In this case, we have created a quick and easy Diagonal operator. The external library PyLops provides similar capabilities in the Diagonal operator, as well as several other operators.

Finally, we consider a linear operator that mimics the application of a first-derivative stencil. In this case, the operator is equivalent to a real nonsymmetric matrix. Once again, we compare the estimated eigenvalues and eigenvectors with those from a dense matrix that applies the same first derivative to an input signal:

>>> class FirstDerivative(LinearOperator):
...     def __init__(self, N, dtype='float32'):
...         self.N = N
...         self.shape = (self.N, self.N)
...         self.dtype = np.dtype(dtype)
...     def _matvec(self, x):
...         y = np.zeros(self.N, self.dtype)
...         y[1:-1] = (0.5*x[2:]-0.5*x[0:-2])
...         return y
...     def _rmatvec(self, x):
...         y = np.zeros(self.N, self.dtype)
...         y[0:-2] = y[0:-2] - (0.5*x[1:-1])
...         y[2:] = y[2:] + (0.5*x[1:-1])
...         return y

>>> N = 21
>>> D = np.diag(0.5*np.ones(N-1), k=1) - np.diag(0.5*np.ones(N-1), k=-1)
>>> D = D[-1] = 0 # take away edge effects
>>> Dop = FirstDerivative(N, dtype=np.float64)

>>> evals_all, evecs_all = eig(D)
>>> evals_large, evecs_large = eigs(Dop, 4, which='LI')
>>> evals_all_imag = evals_all.imag
>>> isort_imag = np.argsort(np.abs(evals_all_imag))
>>> evals_all_imag = evals_all_imag[isort_imag]
>>> evals_large_imag = evals_large.imag
>>> isort_imag = np.argsort(np.abs(evals_large_imag))
>>> evals_large_imag = evals_large_imag[isort_imag]
>>> evals_all_imag[-4:]
array([-0.95105652, 0.95105652, -0.98768834, 0.98768834])
>>> evals_large_imag
array([0.95105652, -0.95105652, 0.98768834, -0.98768834])

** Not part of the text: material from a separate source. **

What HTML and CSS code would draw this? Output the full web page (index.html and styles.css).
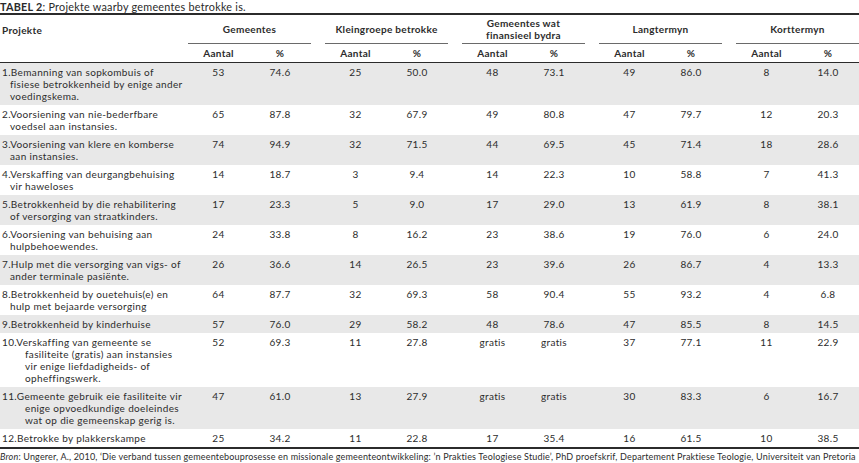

Note that the eigenvalues of this operator are all imaginary. Moreover, the keyword which='LI' of scipy.sparse.linalg.eigs produces the eigenvalues with largest absolute imaginary part (both positive and negative). Again, a more advanced implementation of the first-derivative operator is available in the PyLops library under the name of FirstDerivative operator.